Energy in a CAS is often more than merely physical energy; it is anything that drives and constrains the system. Agents must cooperate and/or compete for limited resources, whether these resources are energy, power, food, money, or some other system resource. The success or failure of various agent strategies depends on their effectiveness in acquiring and utilizing these resources.

Information represents any form of verbal, nonverbal or even nonhuman communication. Information represents what the agents know or learn about their local environment. Papers relating to the theme of information may, for example, cover signal patterns and effects, signal processing, or information storage (memory).
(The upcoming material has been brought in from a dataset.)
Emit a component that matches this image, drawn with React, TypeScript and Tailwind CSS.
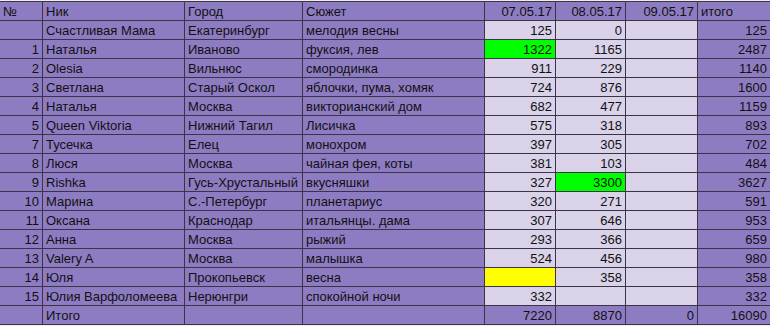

Flows of information itself may also be the focus of CAS research, such as in models of political dissent, social contagion, or the dynamical flows across networks.

Intelligence encompasses how agents react to any information that they acquire from the environment, as well as the system-level properties that emerge from these actions and reactions through patterns of correlated feedbacks. Thus, intelligence may refer to the agents themselves or to the system as a whole. Such intelligence can exist at almost any level of complexity, from simple examples of swarm intelligence to complex human cognition.